In essence you need to use a different data type cast, in my case I needed str not float, I suspect yours is the same so my suggested solution is. I am sorry I cannot test it before suggesting but I am unclear from your example what you were doing.
return diff(str(a[slice1])-str(a[slice2]), n-1, axis=axis)
Please see my example code below for the fix to my code, the change occurs on the third to last line. The code is to produce a basic random forest model.
import scipy
import math
import numpy as np
import pandas as pd
from sklearn.ensemble import RandomForestRegressor
from sklearn import preprocessing, metrics, cross_validation
Data = pd.read_csv("Free_Energy_exp.csv", sep=",")
Data = Data.fillna(Data.mean()) # replace the NA values with the mean of the descriptor
header = Data.columns.values # Ues the column headers as the descriptor labels
Data.head()
test_name = "Test.csv"
npArray = np.array(Data)
print header.shape
npheader = np.array(header[1:-1])
print("Array shape X = %d, Y = %d " % (npArray.shape))
datax, datay = npArray.shape
names = npArray[:,0]
X = npArray[:,1:-1].astype(float)
y = npArray[:,-1] .astype(float)
X = preprocessing.scale(X)
XTrain, XTest, yTrain, yTest = cross_validation.train_test_split(X,y, random_state=0)
# Predictions results initialised
RFpredictions = []
RF = RandomForestRegressor(n_estimators = 10, max_features = 5, max_depth = 5, random_state=0)
RF.fit(XTrain, yTrain) # Train the model
print("Training R2 = %5.2f" % RF.score(XTrain,yTrain))
RFpreds = RF.predict(XTest)
with open(test_name,'a') as fpred :
lenpredictions = len(RFpreds)
lentrue = yTest.shape[0]
if lenpredictions == lentrue :
fpred.write("Names/Label,, Prediction Random Forest,, True Value,\n")
for i in range(0,lenpredictions) :
fpred.write(RFpreds[i]+",,"+yTest[i]+",\n")
else :
print "ERROR - names, prediction and true value array size mismatch."
This leads to an error of;
Traceback (most recent call last):
File "min_example.py", line 40, in <module>
fpred.write(RFpreds[i]+",,"+yTest[i]+",\n")
TypeError: ufunc 'add' did not contain a loop with signature matching types dtype('S32') dtype('S32') dtype('S32')

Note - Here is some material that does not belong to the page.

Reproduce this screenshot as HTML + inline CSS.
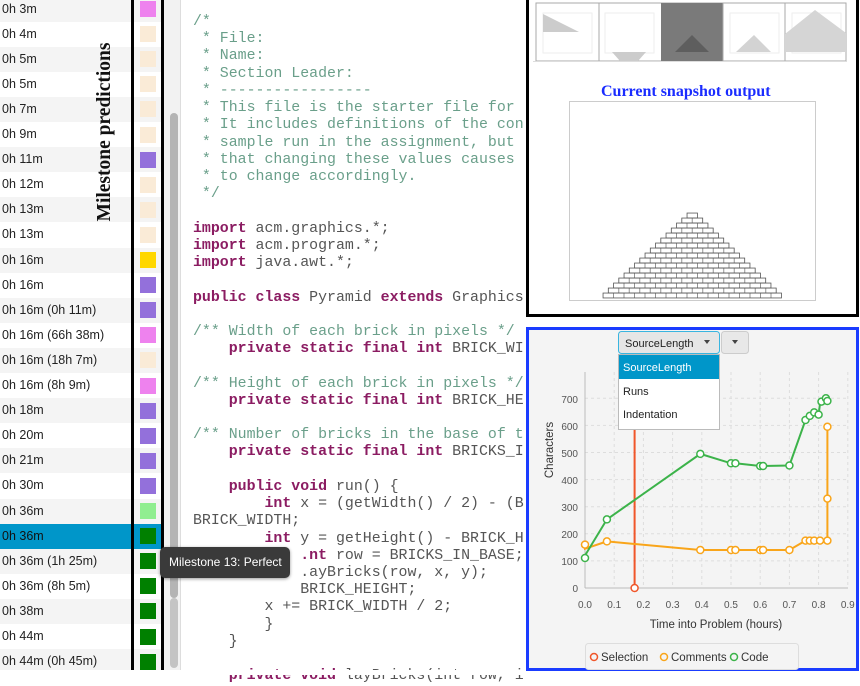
<!DOCTYPE html>
<html><head><meta charset="utf-8"><style>
*{margin:0;padding:0;box-sizing:border-box}
body{width:860px;height:675px;background:#fff;position:relative;overflow:hidden;font-family:"Liberation Sans",sans-serif}
.row{position:absolute;left:0;width:163px;height:25.1px;font-size:12.5px;color:#222;line-height:25px;padding-left:2px}
.sw{position:absolute;left:140px;width:16px;height:16px;top:4.5px}
.code{position:absolute;left:193px;top:14px;font-family:"Liberation Mono",monospace;font-size:14.9px;line-height:17.22px;color:#555;white-space:pre}
.c{color:#6a9f8a}.k{color:#8b1c62;font-weight:bold}
</style></head><body>
<div style="position:absolute;left:163px;top:0;width:17px;height:672px;background:#f2f2f2"></div>
<div style="position:absolute;left:170px;top:113px;width:8px;height:485px;background:#b4b4b4;border-radius:4px"></div>
<div style="position:absolute;left:170px;top:598px;width:8px;height:70px;background:#c4c4c4;border-radius:4px"></div>
<div style="position:absolute;left:180px;top:0;width:1px;height:672px;background:#ddd"></div>

<div id="list">
<div class="row" style="top:-3.5px;background:#f4f4f4">0h 3m<div class="sw" style="background:#ee82ee"></div></div>
<div class="row" style="top:21.6px">0h 4m<div class="sw" style="background:#faebd7"></div></div>
<div class="row" style="top:46.7px;background:#f4f4f4">0h 5m<div class="sw" style="background:#faebd7"></div></div>
<div class="row" style="top:71.8px">0h 5m<div class="sw" style="background:#faebd7"></div></div>
<div class="row" style="top:96.9px;background:#f4f4f4">0h 7m<div class="sw" style="background:#faebd7"></div></div>
<div class="row" style="top:122px">0h 9m<div class="sw" style="background:#faebd7"></div></div>
<div class="row" style="top:147.1px;background:#f4f4f4">0h 11m<div class="sw" style="background:#9370db"></div></div>
<div class="row" style="top:172.2px">0h 12m<div class="sw" style="background:#faebd7"></div></div>
<div class="row" style="top:197.3px;background:#f4f4f4">0h 13m<div class="sw" style="background:#faebd7"></div></div>
<div class="row" style="top:222.4px">0h 13m<div class="sw" style="background:#faebd7"></div></div>
<div class="row" style="top:247.5px;background:#f4f4f4">0h 16m<div class="sw" style="background:#ffd700"></div></div>
<div class="row" style="top:272.6px">0h 16m<div class="sw" style="background:#9370db"></div></div>
<div class="row" style="top:297.7px;background:#f4f4f4">0h 16m (0h 11m)<div class="sw" style="background:#9370db"></div></div>
<div class="row" style="top:322.8px">0h 16m (66h 38m)<div class="sw" style="background:#ee82ee"></div></div>
<div class="row" style="top:347.9px;background:#f4f4f4">0h 16m (18h 7m)<div class="sw" style="background:#faebd7"></div></div>
<div class="row" style="top:373px">0h 16m (8h 9m)<div class="sw" style="background:#ee82ee"></div></div>
<div class="row" style="top:398.1px;background:#f4f4f4">0h 18m<div class="sw" style="background:#9370db"></div></div>
<div class="row" style="top:423.2px">0h 20m<div class="sw" style="background:#9370db"></div></div>
<div class="row" style="top:448.3px;background:#f4f4f4">0h 21m<div class="sw" style="background:#9370db"></div></div>
<div class="row" style="top:473.4px">0h 30m<div class="sw" style="background:#9370db"></div></div>
<div class="row" style="top:498.5px;background:#f4f4f4">0h 36m<div class="sw" style="background:#90ee90"></div></div>
<div class="row" style="top:523.6px;background:#0096c9;color:#111">0h 36m<div class="sw" style="background:#008000"></div></div>
<div class="row" style="top:548.7px;background:#f4f4f4">0h 36m (1h 25m)<div class="sw" style="background:#008000"></div></div>
<div class="row" style="top:573.8px">0h 36m (8h 5m)<div class="sw" style="background:#008000"></div></div>
<div class="row" style="top:598.9px;background:#f4f4f4">0h 38m<div class="sw" style="background:#008000"></div></div>
<div class="row" style="top:624px">0h 44m<div class="sw" style="background:#008000"></div></div>
<div class="row" style="top:649.1px;background:#f4f4f4">0h 44m (0h 45m)<div class="sw" style="background:#008000"></div></div>
</div>
<div style="position:absolute;left:131px;top:-4px;width:33px;height:677px;border:3px solid #000"></div>
<div style="position:absolute;left:105px;top:132px;transform:translate(-50%,-50%) rotate(-90deg);font-family:'Liberation Serif',serif;font-weight:bold;font-size:19.5px;white-space:nowrap;color:#111">Milestone predictions</div>

<div class="code"><span class="c">/*
 * File:
 * Name:
 * Section Leader: 
 * -----------------
 * This file is the starter file for
 * It includes definitions of the con
 * sample run in the assignment, but
 * that changing these values causes
 * to change accordingly.
 */</span>

<span class="k">import</span> acm.graphics.*;
<span class="k">import</span> acm.program.*;
<span class="k">import</span> java.awt.*;

<span class="k">public class</span> Pyramid <span class="k">extends</span> Graphics

<span class="c">/** Width of each brick in pixels */</span>
    <span class="k">private static final int</span> BRICK_WI

<span class="c">/** Height of each brick in pixels */</span>
    <span class="k">private static final int</span> BRICK_HE

<span class="c">/** Number of bricks in the base of t</span>
    <span class="k">private static final int</span> BRICKS_I

    <span class="k">public void</span> run() {
        <span class="k">int</span> x = (getWidth() / 2) - (B
BRICK_WIDTH;
        <span class="k">int</span> y = getHeight() - BRICK_H
            <span class="k">.nt</span> row = BRICKS_IN_BASE;
            .ayBricks(row, x, y);
            BRICK_HEIGHT;
        x += BRICK_WIDTH / 2;
        }
    }

    <span class="k">private void</span> layBricks(int row, i</div>

<div style="position:absolute;left:160px;top:547px;width:130px;height:31px;background:#3a3a3a;border-radius:5px;color:#fff;font-size:12px;line-height:31px;padding-left:9px;box-shadow:0 1px 3px rgba(0,0,0,.4)">Milestone 13: Perfect</div>

<!-- top right -->
<div style="position:absolute;left:526px;top:-3px;width:333px;height:320px;border:3px solid #000;background:#fff"></div>
<div style="position:absolute;left:601px;top:92px;transform:translateY(-50%);font-family:'Liberation Serif',serif;font-weight:bold;font-size:16px;color:#1a2cff">Current snapshot output</div>
<div style="position:absolute;left:0;top:670px;width:860px;height:5px;background:#fff"></div>
<svg style="position:absolute;left:0;top:0" width="860" height="675">
<defs>
<pattern id="A" x="603" y="3" width="10.5" height="5" patternUnits="userSpaceOnUse"><rect x="0" y="0" width="10.5" height="5" fill="#fff" stroke="#666" stroke-width="0.7"/></pattern>
<pattern id="B" x="608.25" y="3" width="10.5" height="5" patternUnits="userSpaceOnUse"><rect x="0" y="0" width="10.5" height="5" fill="#fff" stroke="#666" stroke-width="0.7"/></pattern>
</defs>
<rect x="536" y="3" width="310" height="58" fill="#fff" stroke="#aaa"/>
<rect x="661" y="3" width="62" height="58" fill="#7a7a7a"/>
<g stroke="#aaa"><line x1="599" y1="3" x2="599" y2="61"/><line x1="723" y1="3" x2="723" y2="61"/><line x1="785" y1="3" x2="785" y2="61"/></g>
<g fill="none" stroke="#eee"><rect x="543" y="13" width="49" height="40"/><rect x="605" y="13" width="49" height="40"/><rect x="730" y="13" width="49" height="40"/><rect x="792" y="13" width="49" height="40"/></g>
<polygon points="543,14 579,32 543,32" fill="#ccc"/>
<polygon points="612,52 646,52 638,61 620,61" fill="#ccc"/>
<polygon points="675,52 709,52 692,35" fill="#5e5e5e"/>
<polygon points="736,52 771,52 754,35" fill="#d3d3d3"/>
<polygon points="785,52 846,52 846,33 815,10 785,34" fill="#d5d5d5"/>
<rect x="533" y="61" width="314" height="1" fill="#ddd"/>
<rect x="569.5" y="101.5" width="246" height="199" fill="#fff" stroke="#ccc"/>
<g stroke="#555" stroke-width="0.7">
<rect x="603" y="293" width="178.5" height="5" fill="url(#A)"/>
<rect x="608.25" y="288" width="168" height="5" fill="url(#B)"/>
<rect x="613.5" y="283" width="157.5" height="5" fill="url(#A)"/>
<rect x="618.75" y="278" width="147" height="5" fill="url(#B)"/>
<rect x="624" y="273" width="136.5" height="5" fill="url(#A)"/>
<rect x="629.25" y="268" width="126" height="5" fill="url(#B)"/>
<rect x="634.5" y="263" width="115.5" height="5" fill="url(#A)"/>
<rect x="639.75" y="258" width="105" height="5" fill="url(#B)"/>
<rect x="645" y="253" width="94.5" height="5" fill="url(#A)"/>
<rect x="650.25" y="248" width="84" height="5" fill="url(#B)"/>
<rect x="655.5" y="243" width="73.5" height="5" fill="url(#A)"/>
<rect x="660.75" y="238" width="63" height="5" fill="url(#B)"/>
<rect x="666" y="233" width="52.5" height="5" fill="url(#A)"/>
<rect x="671.25" y="228" width="42" height="5" fill="url(#B)"/>
<rect x="676.5" y="223" width="31.5" height="5" fill="url(#A)"/>
<rect x="681.75" y="218" width="21" height="5" fill="url(#B)"/>
<rect x="687" y="213" width="10.5" height="5" fill="url(#A)"/>
</g>

<rect x="527.5" y="328.5" width="330" height="341" fill="#f4f4f4" stroke="#1a3cff" stroke-width="3"/>
<g stroke="#ddd" stroke-dasharray="3,3">
<line x1="585" y1="560.9" x2="848" y2="560.9"/><line x1="585" y1="533.8" x2="848" y2="533.8"/><line x1="585" y1="506.7" x2="848" y2="506.7"/><line x1="585" y1="479.6" x2="848" y2="479.6"/><line x1="585" y1="452.5" x2="848" y2="452.5"/><line x1="585" y1="425.4" x2="848" y2="425.4"/><line x1="585" y1="398.3" x2="848" y2="398.3"/>
<line x1="614.2" y1="372" x2="614.2" y2="588"/><line x1="643.4" y1="372" x2="643.4" y2="588"/><line x1="672.6" y1="372" x2="672.6" y2="588"/><line x1="701.8" y1="372" x2="701.8" y2="588"/><line x1="731" y1="372" x2="731" y2="588"/><line x1="760.2" y1="372" x2="760.2" y2="588"/><line x1="789.4" y1="372" x2="789.4" y2="588"/><line x1="818.6" y1="372" x2="818.6" y2="588"/><line x1="847.8" y1="372" x2="847.8" y2="588"/>
</g>
<g stroke="#bbb"><line x1="585" y1="372" x2="585" y2="588"/><line x1="585" y1="588" x2="848" y2="588"/></g>
<g fill="#555" font-size="10" font-family="Liberation Sans" text-anchor="end">
<text x="578" y="592">0</text><text x="578" y="565">100</text><text x="578" y="538">200</text><text x="578" y="511">300</text><text x="578" y="484">400</text><text x="578" y="457">500</text><text x="578" y="430">600</text><text x="578" y="403">700</text>
</g>
<g fill="#555" font-size="10" font-family="Liberation Sans" text-anchor="middle">
<text x="585" y="608">0.0</text><text x="614.2" y="608">0.1</text><text x="643.4" y="608">0.2</text><text x="672.6" y="608">0.3</text><text x="701.8" y="608">0.4</text><text x="731" y="608">0.5</text><text x="760.2" y="608">0.6</text><text x="789.4" y="608">0.7</text><text x="818.6" y="608">0.8</text><text x="847.8" y="608">0.9</text>
</g>
<text x="716" y="628" fill="#333" font-size="11.5" font-family="Liberation Sans" text-anchor="middle">Time into Problem (hours)</text>
<text transform="translate(553,450) rotate(-90)" fill="#333" font-size="11.5" font-family="Liberation Sans" text-anchor="middle">Characters</text>
<line x1="634.6" y1="588" x2="634.6" y2="360" stroke="#f0562a" stroke-width="2"/>
<circle cx="634.6" cy="588" r="3.5" fill="#fff" stroke="#f0562a" stroke-width="1.5"/>
<polyline fill="none" stroke="#f9a51a" stroke-width="2" points="585,544.6 585,548.7 606.9,541.4 700.3,550 731,550 735.4,550 760.2,550 763.1,550 789.4,550 805.5,540.6 809.8,540.6 814.2,540.6 820,540.6 827.4,540.6 827.4,498.6 827.4,426.8"/>
<g fill="#fff" stroke="#f9a51a" stroke-width="1.5"><circle cx="585" cy="544.6" r="3.5"/><circle cx="606.9" cy="541.4" r="3.5"/><circle cx="700.3" cy="550" r="3.5"/><circle cx="731" cy="550" r="3.5"/><circle cx="735.4" cy="550" r="3.5"/><circle cx="760.2" cy="550" r="3.5"/><circle cx="763.1" cy="550" r="3.5"/><circle cx="789.4" cy="550" r="3.5"/><circle cx="805.5" cy="540.6" r="3.5"/><circle cx="809.8" cy="540.6" r="3.5"/><circle cx="814.2" cy="540.6" r="3.5"/><circle cx="820" cy="540.6" r="3.5"/><circle cx="827.4" cy="540.6" r="3.5"/><circle cx="827.4" cy="498.6" r="3.5"/><circle cx="827.4" cy="426.8" r="3.5"/></g>
<polyline fill="none" stroke="#3cb34a" stroke-width="2" points="585,561 585,555.5 606.9,519.4 700.3,453.9 731,463.3 735.4,463.3 760.2,466 763.1,466 789.4,465.5 805.5,420 809.8,415.9 814.2,412.4 818.6,414.6 820,403.7 821.5,401.6 825.9,398.3 827.4,397 827.4,401"/>
<g fill="#fff" stroke="#3cb34a" stroke-width="1.5"><circle cx="585" cy="558" r="3.5"/><circle cx="606.9" cy="519.4" r="3.5"/><circle cx="700.3" cy="453.9" r="3.5"/><circle cx="731" cy="463.3" r="3.5"/><circle cx="735.4" cy="463.3" r="3.5"/><circle cx="760.2" cy="466" r="3.5"/><circle cx="763.1" cy="466" r="3.5"/><circle cx="789.4" cy="465.5" r="3.5"/><circle cx="805.5" cy="420" r="3.5"/><circle cx="809.8" cy="415.9" r="3.5"/><circle cx="814.2" cy="412.4" r="3.5"/><circle cx="818.6" cy="414.6" r="3.5"/><circle cx="821.5" cy="401.6" r="3.5"/><circle cx="825.9" cy="398.3" r="3.5"/><circle cx="827.4" cy="401" r="3.5"/></g>
<rect x="585.5" y="643.5" width="213" height="26" fill="#f4f4f4" stroke="#ddd" rx="3"/>
<g font-size="11.5" font-family="Liberation Sans" fill="#333">
<circle cx="594" cy="657" r="3.5" fill="none" stroke="#f0562a" stroke-width="1.5"/><text x="601" y="661">Selection</text>
<circle cx="664" cy="657" r="3.5" fill="none" stroke="#f9a51a" stroke-width="1.5"/><text x="671" y="661">Comments</text>
<circle cx="734" cy="657" r="3.5" fill="none" stroke="#3cb34a" stroke-width="1.5"/><text x="741" y="661">Code</text>
</g>
<rect x="721.5" y="331.5" width="27" height="22" fill="#e8e8e8" stroke="#ccc" rx="3"/>
<polygon points="732,340 738,340 735,344" fill="#444"/>
<rect x="618.5" y="331.5" width="101" height="22" fill="#e6e6e6" stroke="#39b5e0" rx="3"/>
<text x="625" y="347" font-size="11" font-family="Liberation Sans" fill="#222">SourceLength</text>
<polygon points="704,340 710,340 707,344" fill="#444"/>
<rect x="618.5" y="354.5" width="101" height="75" fill="#fff" stroke="#bbb"/>
<rect x="619" y="355" width="100" height="24" fill="#0096c9"/>
<g font-size="11" font-family="Liberation Sans"><text x="623" y="371" fill="#fff">SourceLength</text><text x="623" y="395" fill="#222">Runs</text><text x="623" y="418" fill="#222">Indentation</text></g>
</svg>
</body></html>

The solution is to make each variable a str() type on the third to last line then write to file. No other changes to then code have been made from the above.
import scipy
import math
import numpy as np
import pandas as pd
from sklearn.ensemble import RandomForestRegressor
from sklearn import preprocessing, metrics, cross_validation
Data = pd.read_csv("Free_Energy_exp.csv", sep=",")
Data = Data.fillna(Data.mean()) # replace the NA values with the mean of the descriptor
header = Data.columns.values # Ues the column headers as the descriptor labels
Data.head()
test_name = "Test.csv"
npArray = np.array(Data)
print header.shape
npheader = np.array(header[1:-1])
print("Array shape X = %d, Y = %d " % (npArray.shape))
datax, datay = npArray.shape
names = npArray[:,0]
X = npArray[:,1:-1].astype(float)
y = npArray[:,-1] .astype(float)
X = preprocessing.scale(X)
XTrain, XTest, yTrain, yTest = cross_validation.train_test_split(X,y, random_state=0)
# Predictions results initialised
RFpredictions = []
RF = RandomForestRegressor(n_estimators = 10, max_features = 5, max_depth = 5, random_state=0)
RF.fit(XTrain, yTrain) # Train the model
print("Training R2 = %5.2f" % RF.score(XTrain,yTrain))
RFpreds = RF.predict(XTest)
with open(test_name,'a') as fpred :
lenpredictions = len(RFpreds)
lentrue = yTest.shape[0]
if lenpredictions == lentrue :
fpred.write("Names/Label,, Prediction Random Forest,, True Value,\n")
for i in range(0,lenpredictions) :
fpred.write(str(RFpreds[i])+",,"+str(yTest[i])+",\n")
else :
print "ERROR - names, prediction and true value array size mismatch."
These examples are from a larger code so I hope the examples are clear enough.
I think #James is right. I got stuck by same error while working on Polyval(). And yeah solution is to use the same type of variabes. You can use typecast to cast all variables in the same type.
BELOW IS A EXAMPLE CODE
import numpy
P = numpy.array(input().split(), float)
x = float(input())
print(numpy.polyval(P,x))
here I used float as an output type. so even the user inputs the INT value (whole number). the final answer will be typecasted to float.
I ran into the same issue, but in my case it was just a Python list instead of a Numpy array used. Using two Numpy arrays solved the issue for me.